Which quasiparticles follow which statistics Let me say beforehand that I know this is an ill-defined question, but I believe it is useful anyway. 
For these common quasiparticles: 


*

*Phonons

*Holes

*Plasmons

*Excitons

*Plasmon-polaritons


What statistics do they follow, and under which assumptions? What would be a general way to determine the statistics for a given quasi-particle?
 A: It depends if we look at particle as classical ones or quantum ones. In the first case, particles are usually following a Boltzmann statistics. However, things become more interesting when entering the quantum world.
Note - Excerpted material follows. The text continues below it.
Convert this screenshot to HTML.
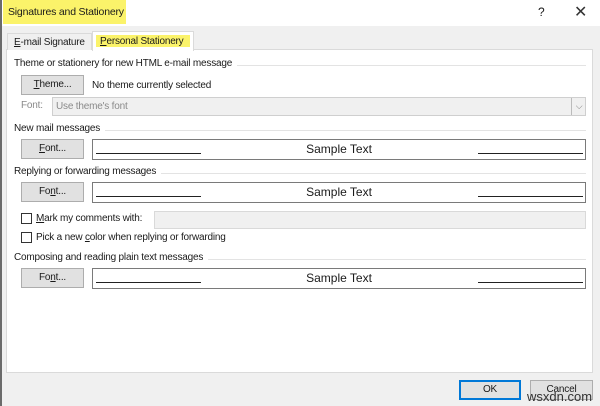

Here, the spin of the particles become crucial. We have that particles with integer spin follow a Bose-Einstein statistics. Whereas particles with half-integer spin follow a Fermi-Dirac statistics. The same is also true if we look at quasi-particle, also in this case we can clearly assign a label for the type of spin. The role of statistic in the quantum world is associated with the exchange of two particles. For Bosons, nothing is changed to the wave-function after the exchange whereas for Fermions the wave-function is multiplied by a minus sign. 
An important generalization of the concept of quantum statistic was obtained with the discovery of the fractional quantum Hall effect. Under the action of a strong magnetic field, the quasi particles composed by electrons and flux quanta of the magnetic field, also called composite fermions, can acquire a statistic that is not a Bose-like or a Fermi-like. In this case we speak about anyons. Under the exchange of two anyons the wave-function can be multiplied by a complex number. This is very interesting because it paves the way to braiding these particles in order to perform operations that leads to quantum computing. 
A lot of effort is done nowadays because Majorana quasi-particles have an anyonic statistic. Therefore their manipulation could lead to the so called topological quantum computation.